§ **To do**
Repeat the listing exactly as given, omitting every image.

§ **Data**
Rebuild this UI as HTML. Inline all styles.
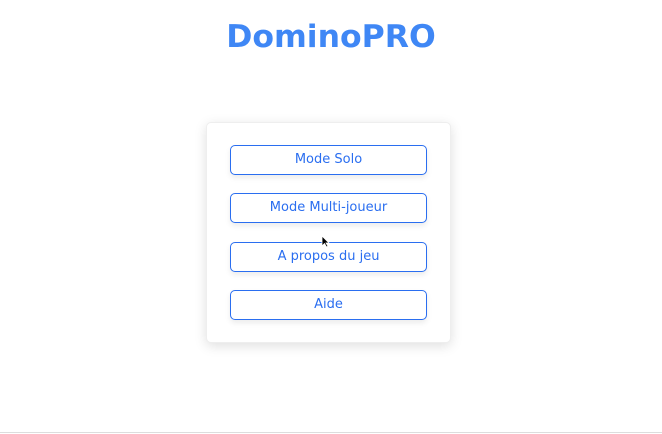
<!DOCTYPE html>
<html><head><style>
body{margin:0;width:662px;height:434px;background:#fff;position:relative;overflow:hidden;font-family:"DejaVu Sans","Liberation Sans",sans-serif}
h1{position:absolute;top:19px;left:0;width:662px;text-align:center;margin:0;font-size:31.5px;font-weight:bold;color:#3f87f5;font-family:"DejaVu Sans","Liberation Sans",sans-serif;letter-spacing:0}
.card{position:absolute;left:206px;top:122px;width:245px;height:221px;background:#fff;border-radius:5px;box-shadow:0 3px 12px rgba(0,0,0,.13);border:1px solid #eee;box-sizing:border-box}
.b{position:absolute;left:230px;width:197px;height:30px;box-sizing:border-box;border:1px solid #2a6ef0;border-radius:5px;color:#2a6ef0;font-size:13px;text-align:center;line-height:28px;background:#fff;box-shadow:0 3px 6px rgba(0,0,0,.08)}
.line{position:absolute;left:0;top:432px;width:662px;height:1px;background:#ddd}
</style></head><body>
<h1>DominoPRO</h1>
<div class="card"></div>
<div class="b" style="top:145px">Mode Solo</div>
<div class="b" style="top:193px">Mode Multi-joueur</div>
<div class="b" style="top:242px">A propos du jeu</div>
<div class="b" style="top:290px">Aide</div>
<svg style="position:absolute;left:321px;top:235px" width="9" height="13" viewBox="0 0 9 13"><path d="M1 1 L1 11 L3.5 8.5 L5.5 12 L7 11.2 L5 8 L8 8 Z" fill="#000" stroke="#fff" stroke-width=".8"/></svg>
<div class="line"></div>
</body></html>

§ **Output for this task**
Rebuild this UI as HTML. Inline all styles.
<!DOCTYPE html>
<html><head><style>
body{margin:0;width:662px;height:434px;background:#fff;position:relative;overflow:hidden;font-family:"DejaVu Sans","Liberation Sans",sans-serif}
h1{position:absolute;top:19px;left:0;width:662px;text-align:center;margin:0;font-size:31.5px;font-weight:bold;color:#3f87f5;font-family:"DejaVu Sans","Liberation Sans",sans-serif;letter-spacing:0}
.card{position:absolute;left:206px;top:122px;width:245px;height:221px;background:#fff;border-radius:5px;box-shadow:0 3px 12px rgba(0,0,0,.13);border:1px solid #eee;box-sizing:border-box}
.b{position:absolute;left:230px;width:197px;height:30px;box-sizing:border-box;border:1px solid #2a6ef0;border-radius:5px;color:#2a6ef0;font-size:13px;text-align:center;line-height:28px;background:#fff;box-shadow:0 3px 6px rgba(0,0,0,.08)}
.line{position:absolute;left:0;top:432px;width:662px;height:1px;background:#ddd}
</style></head><body>
<h1>DominoPRO</h1>
<div class="card"></div>
<div class="b" style="top:145px">Mode Solo</div>
<div class="b" style="top:193px">Mode Multi-joueur</div>
<div class="b" style="top:242px">A propos du jeu</div>
<div class="b" style="top:290px">Aide</div>
<svg style="position:absolute;left:321px;top:235px" width="9" height="13" viewBox="0 0 9 13"><path d="M1 1 L1 11 L3.5 8.5 L5.5 12 L7 11.2 L5 8 L8 8 Z" fill="#000" stroke="#fff" stroke-width=".8"/></svg>
<div class="line"></div>
</body></html>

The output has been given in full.